### [Entries with page source code]
########

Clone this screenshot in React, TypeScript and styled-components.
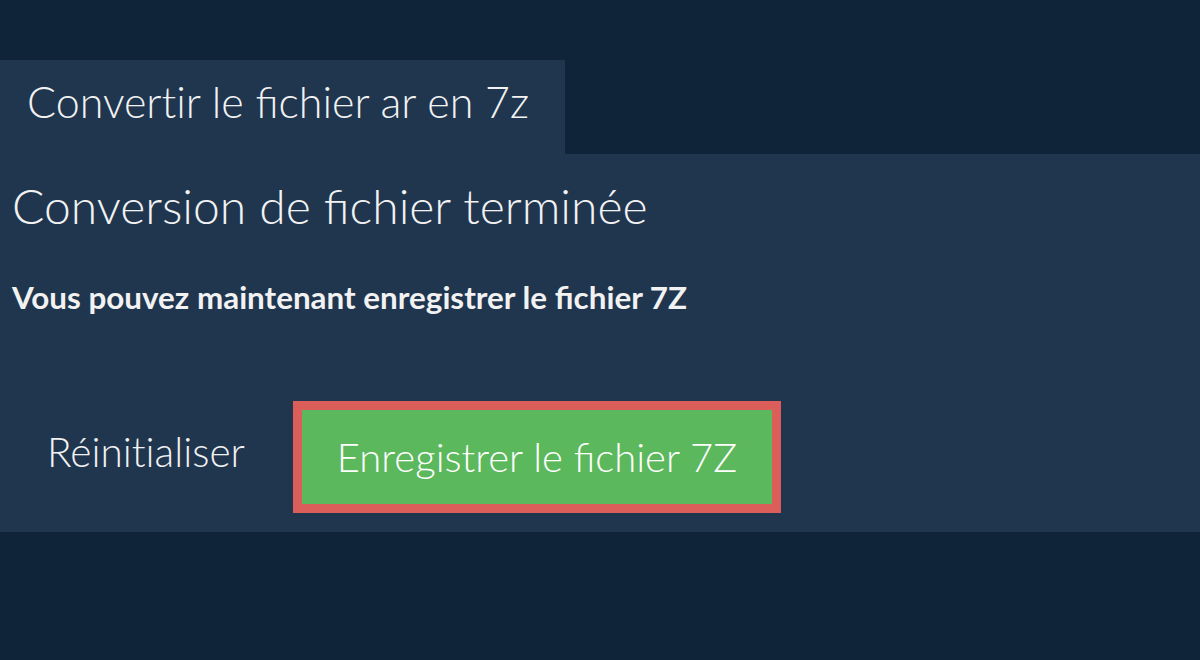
import { FC } from 'react';
import styled, { createGlobalStyle } from 'styled-components';

const GlobalStyle = createGlobalStyle`
  html, body {
    margin: 0;
    padding: 0;
    background-color: #0f2439;
    font-family: Lato, "Open Sans", sans-serif;
    color: #f2f2f2;
  }
`

// \u200C keeps Lato from joining "ti" into a ligature, as in the reference
const App: FC = () => {
  return (
    <PageSC>
      <GlobalStyle />
      <TabSC>{'Convert\u200Cir le fichier ar en 7z'}</TabSC>
      <PanelSC>
        <TitleSC>Conversion de fichier terminée</TitleSC>
        <NoteSC>Vous pouvez maintenant enregistrer le fichier 7Z</NoteSC>
        <ActionsSC>
          <ResetButtonSC>{'Réinit\u200Cialiser'}</ResetButtonSC>
          <SaveButtonSC>Enregistrer le fichier 7Z</SaveButtonSC>
        </ActionsSC>
      </PanelSC>
    </PageSC>
  );
};

export default App;

const PageSC = styled('div')`
  padding-top: 60px;
`
const TabSC = styled('div')`
  display: inline-block;
  box-sizing: border-box;
  height: 94px;
  padding: 0 36px 0 27px;
  background-color: #20364f;
  font-size: 43px;
  font-weight: 300;
  line-height: 84px;
`
const PanelSC = styled('div')`
  background-color: #20364f;
  padding: 20px 12px 19px;
`
const TitleSC = styled('h1')`
  margin: 0;
  font-size: 48px;
  font-weight: 300;
  line-height: 64px;
`
const NoteSC = styled('p')`
  margin: 39px 0 0;
  font-size: 31.4px;
  font-weight: 700;
  line-height: 40px;
`
const ActionsSC = styled('div')`
  display: flex;
  align-items: center;
  margin-top: 84px;
`
const ResetButtonSC = styled('button')`
  background: none;
  border: none;
  padding: 0 48px 0 35px;
  font-family: inherit;
  font-size: 40.5px;
  font-weight: 300;
  color: #f2f2f2;
  cursor: pointer;
  margin-top: -12px;
`
const SaveButtonSC = styled('button')`
  box-sizing: border-box;
  height: 112px;
  padding: 0 35px;
  background-color: #5cb85c;
  border: 9px solid #dc5e5a;
  font-family: inherit;
  font-size: 40px;
  font-weight: 300;
  color: #ffffff;
  cursor: pointer;
`
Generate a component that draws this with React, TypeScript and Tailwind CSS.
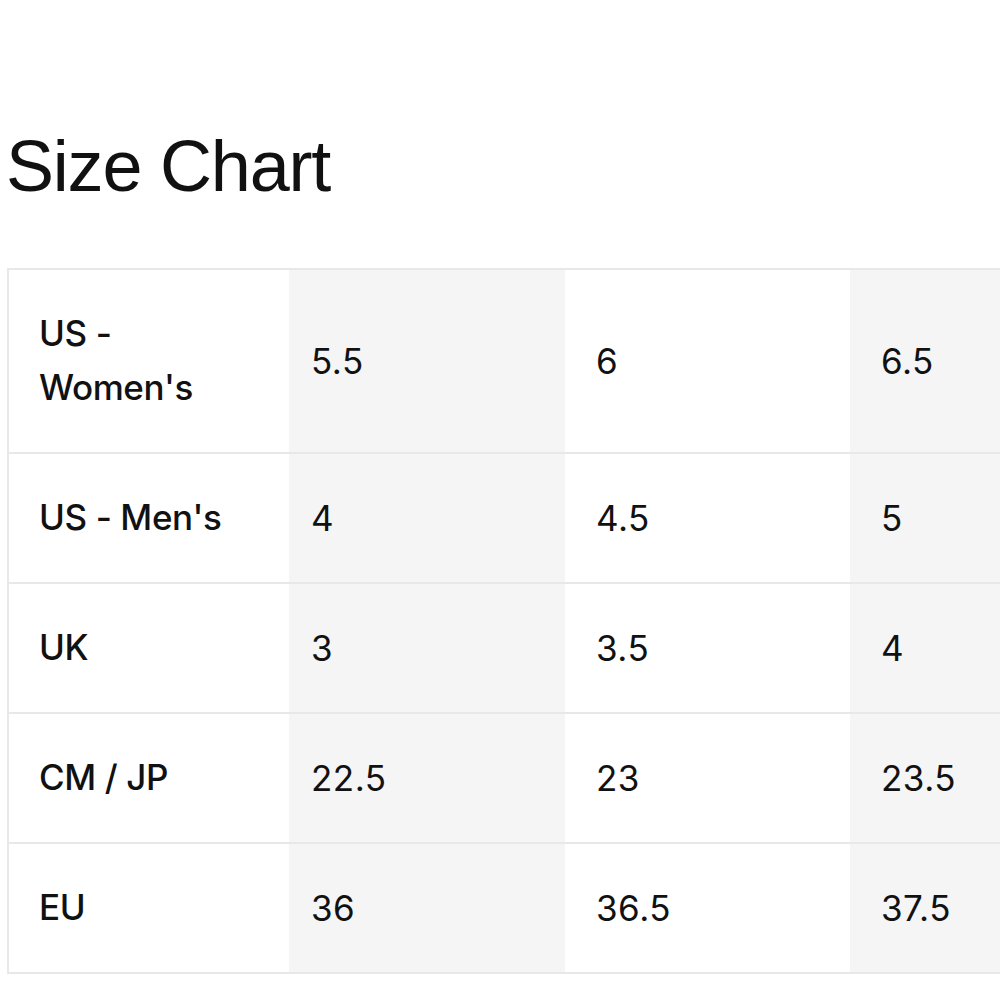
import React from "react";

const rows: { label: React.ReactNode; values: string[] }[] = [
  { label: (<>US -<br />Women's</>), values: ["5.5", "6", "6.5"] },
  { label: "US - Men's", values: ["4", "4.5", "5"] },
  { label: "UK", values: ["3", "3.5", "4"] },
  { label: "CM / JP", values: ["22.5", "23", "23.5"] },
  { label: "EU", values: ["36", "36.5", "37.5"] },
];

export default function App() {
  return (
    <div
      className="w-[1000px] h-[1000px] overflow-hidden bg-white text-[#111111]"
      style={{ fontFamily: "Inter, 'Liberation Sans', sans-serif" }}
    >
      <h1
        className="pt-[123px] pl-[6px] text-[72px] leading-[86px] font-normal tracking-[-1.2px]"
        style={{ fontFamily: "'Liberation Sans', Arial, sans-serif" }}
      >
        Size Chart
      </h1>
      <table className="mt-[59px] ml-[7px] w-[1130px] table-fixed border-collapse">
        <colgroup>
          <col className="w-[281px]" />
          <col className="w-[276px]" />
          <col className="w-[285px]" />
          <col className="w-[288px]" />
        </colgroup>
        <tbody>
          {rows.map((r, i) => (
            <tr key={i} className="border-2 border-[#e8e8e8]">
              <td className="align-middle pl-[30px] pr-[20px] pt-[36px] pb-[38px] text-[35px] leading-[54px] font-medium tracking-[-0.4px]">
                {r.label}
              </td>
              <td className="align-middle bg-[#f5f5f5] pl-[22px] text-[35px] leading-[54px] tracking-[0.5px]">
                {r.values[0]}
              </td>
              <td className="align-middle bg-white pl-[31px] text-[35px] leading-[54px] tracking-[0.5px]">
                {r.values[1]}
              </td>
              <td className="align-middle bg-[#f5f5f5] pl-[31px] text-[35px] leading-[54px] tracking-[0.5px]">
                {r.values[2]}
              </td>
            </tr>
          ))}
        </tbody>
      </table>
    </div>
  );
}
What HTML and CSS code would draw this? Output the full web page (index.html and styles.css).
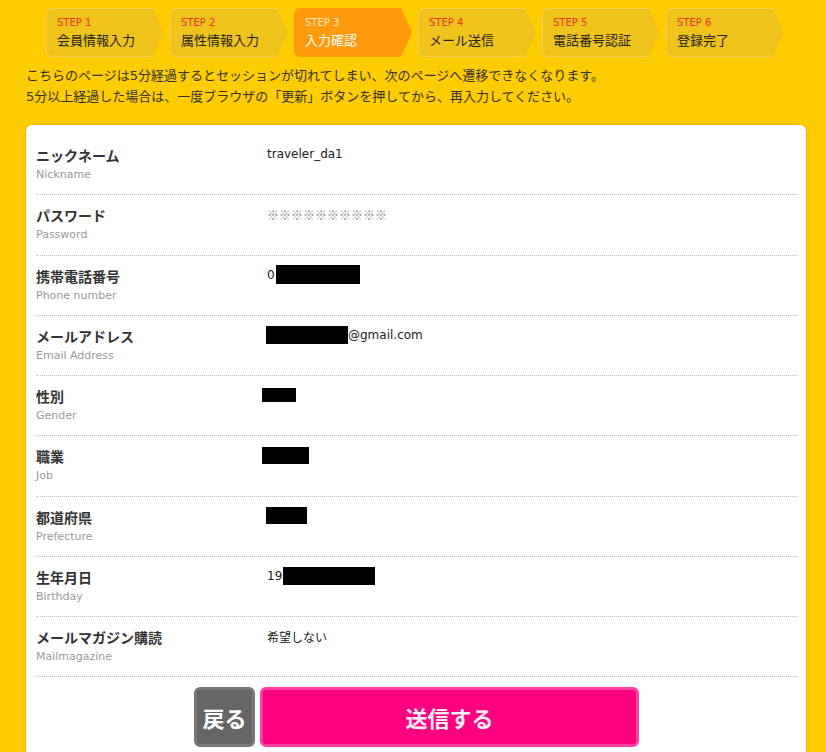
FILE: index.html
```html
<!DOCTYPE html>
<html lang="ja">
  <head>
    <meta charset="UTF-8" />
    <meta name="viewport" content="width=device-width, initial-scale=1.0" />
    <title>入力確認</title>
    <link rel="stylesheet" href="styles.css">
  </head>
  <body>
    <div id="page">
      <ol class="steps">
        <li class="step"><span class="step-num">STEP 1</span><span class="step-name">会員情報入力</span></li>
        <li class="step"><span class="step-num">STEP 2</span><span class="step-name">属性情報入力</span></li>
        <li class="step current"><span class="step-num">STEP 3</span><span class="step-name">入力確認</span></li>
        <li class="step"><span class="step-num">STEP 4</span><span class="step-name">メール送信</span></li>
        <li class="step"><span class="step-num">STEP 5</span><span class="step-name">電話番号認証</span></li>
        <li class="step"><span class="step-num">STEP 6</span><span class="step-name">登録完了</span></li>
      </ol>

      <p class="notice">
        こちらのページは5分経過するとセッションが切れてしまい、次のページへ遷移できなくなります。<br />
        5分以上経過した場合は、一度ブラウザの「更新」ボタンを押してから、再入力してください。
      </p>

      <div id="card">
        <dl class="confirm">
          <div class="row">
            <dt><span class="jp">ニックネーム</span><span class="en">Nickname</span></dt>
            <dd>traveler_da1</dd>
          </div>
          <div class="row">
            <dt><span class="jp">パスワード</span><span class="en">Password</span></dt>
            <dd class="secret">※※※※※※※※※※</dd>
          </div>
          <div class="row">
            <dt><span class="jp">携帯電話番号</span><span class="en">Phone number</span></dt>
            <dd>0<span class="mask mask-phone"></span></dd>
          </div>
          <div class="row">
            <dt><span class="jp">メールアドレス</span><span class="en">Email Address</span></dt>
            <dd><span class="mask mask-mail"></span>@gmail.com</dd>
          </div>
          <div class="row">
            <dt><span class="jp">性別</span><span class="en">Gender</span></dt>
            <dd><span class="mask mask-gender"></span></dd>
          </div>
          <div class="row">
            <dt><span class="jp">職業</span><span class="en">Job</span></dt>
            <dd><span class="mask mask-job"></span></dd>
          </div>
          <div class="row">
            <dt><span class="jp">都道府県</span><span class="en">Prefecture</span></dt>
            <dd><span class="mask mask-pref"></span></dd>
          </div>
          <div class="row">
            <dt><span class="jp">生年月日</span><span class="en">Birthday</span></dt>
            <dd>19<span class="mask mask-birth"></span></dd>
          </div>
          <div class="row">
            <dt><span class="jp">メールマガジン購読</span><span class="en">Mailmagazine</span></dt>
            <dd>希望しない</dd>
          </div>
        </dl>

        <div class="buttons">
          <button type="button" class="btn-back">戻る</button>
          <button type="submit" class="btn-send">送信する</button>
        </div>
      </div>
    </div>
  </body>
</html>
```

FILE: styles.css
```css
body {
  margin: 0;
  background-color: #ffcc00;
  font-family: "DejaVu Sans", "Noto Sans CJK JP", sans-serif;
  color: #222;
}
#page {
  padding: 8px 20px 0 26px;
}

/* step bar */
.steps {
  display: flex;
  gap: 5px;
  margin: 0 0 0 20px;
  padding: 0;
  list-style: none;
}
.step {
  display: flex;
  flex-direction: column;
  width: 119px;
  height: 49px;
  box-sizing: border-box;
  padding: 8px 0 0 11px;
  background-color: #f0c21c;
  border-radius: 6px 0 0 6px;
  box-shadow: inset 1px 1px 0 rgba(255, 255, 255, 0.25), inset 0 -1px 0 rgba(255, 255, 255, 0.25);
  clip-path: polygon(0 0, 107px 0, 118px 50%, 107px 100%, 0 100%);
}
.step-num {
  font-size: 10px;
  line-height: 14px;
  color: #e8321e;
}
.step-name {
  font-family: "Noto Sans CJK JP", sans-serif;
  font-size: 13px;
  line-height: 20px;
  color: #222;
}
.step.current {
  background-color: #ff9a0c;
  box-shadow: none;
}
.step.current .step-num {
  color: #ffe6c4;
}
.step.current .step-name {
  color: #fff;
}

.notice {
  margin: 8px 0 18px;
  font-size: 13px;
  line-height: 21px;
  color: #333;
}

/* confirm card */
#card {
  background-color: white;
  border-radius: 6px;
  box-shadow: 0 0 2px rgba(140, 100, 0, 0.6);
  padding: 10px 9px 30px 10px;
}
.confirm {
  margin: 0;
}
.row {
  display: flex;
  padding: 11px 0 8.25px;
  border-bottom: 1px dotted #bbb;
}
.row dt {
  display: flex;
  flex-direction: column;
  width: 231px;
}
.row .jp {
  font-family: "Noto Sans CJK JP", sans-serif;
  font-weight: bold;
  font-size: 14px;
  line-height: 18px;
  color: #333;
}
.row .en {
  font-size: 11px;
  line-height: 22px;
  color: #999;
}
.row dd {
  display: flex;
  align-items: center;
  height: 18px;
  margin: -1px 0 0;
  font-size: 12px;
}
.row dd.secret {
  color: #8a8a8a;
  font-family: "Noto Sans CJK JP", sans-serif;
}
.mask {
  display: block;
  background-color: black;
}
.mask-phone { width: 84px; height: 19px; margin-left: 1px; }
.mask-mail { width: 82px; height: 18px; margin-left: -1px; }
.mask-gender { width: 34px; height: 14px; margin-left: -5px; }
.mask-job { width: 47px; height: 17px; margin-left: -5px; }
.mask-pref { width: 41px; height: 17px; margin-left: -1px; }
.mask-birth { width: 92px; height: 18px; margin-left: 1px; }

/* buttons */
.buttons {
  display: flex;
  justify-content: center;
  gap: 5px;
  margin-top: 10px;
}
.buttons button {
  height: 60px;
  border-radius: 6px;
  font-family: "Noto Sans CJK JP", sans-serif;
  font-weight: bold;
  font-size: 22px;
  cursor: pointer;
}
.btn-back {
  width: 61px;
  padding: 0;
  background-color: #666;
  border: 3px solid #787878;
  color: #fff;
}
.btn-send {
  width: 379px;
  background-color: #ff0080;
  border: 3px solid #ff40a0;
  color: #ffeef6;
}
```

########

### [EXERCISE]
Up to and including the line with "export default App;", copy the data above from its first line. Skip pictures.

### [OUTPUT FOR THIS TASK]
Clone this screenshot in React, TypeScript and styled-components.
import { FC } from 'react';
import styled, { createGlobalStyle } from 'styled-components';

const GlobalStyle = createGlobalStyle`
  html, body {
    margin: 0;
    padding: 0;
    background-color: #0f2439;
    font-family: Lato, "Open Sans", sans-serif;
    color: #f2f2f2;
  }
`

// \u200C keeps Lato from joining "ti" into a ligature, as in the reference
const App: FC = () => {
  return (
    <PageSC>
      <GlobalStyle />
      <TabSC>{'Convert\u200Cir le fichier ar en 7z'}</TabSC>
      <PanelSC>
        <TitleSC>Conversion de fichier terminée</TitleSC>
        <NoteSC>Vous pouvez maintenant enregistrer le fichier 7Z</NoteSC>
        <ActionsSC>
          <ResetButtonSC>{'Réinit\u200Cialiser'}</ResetButtonSC>
          <SaveButtonSC>Enregistrer le fichier 7Z</SaveButtonSC>
        </ActionsSC>
      </PanelSC>
    </PageSC>
  );
};

export default App;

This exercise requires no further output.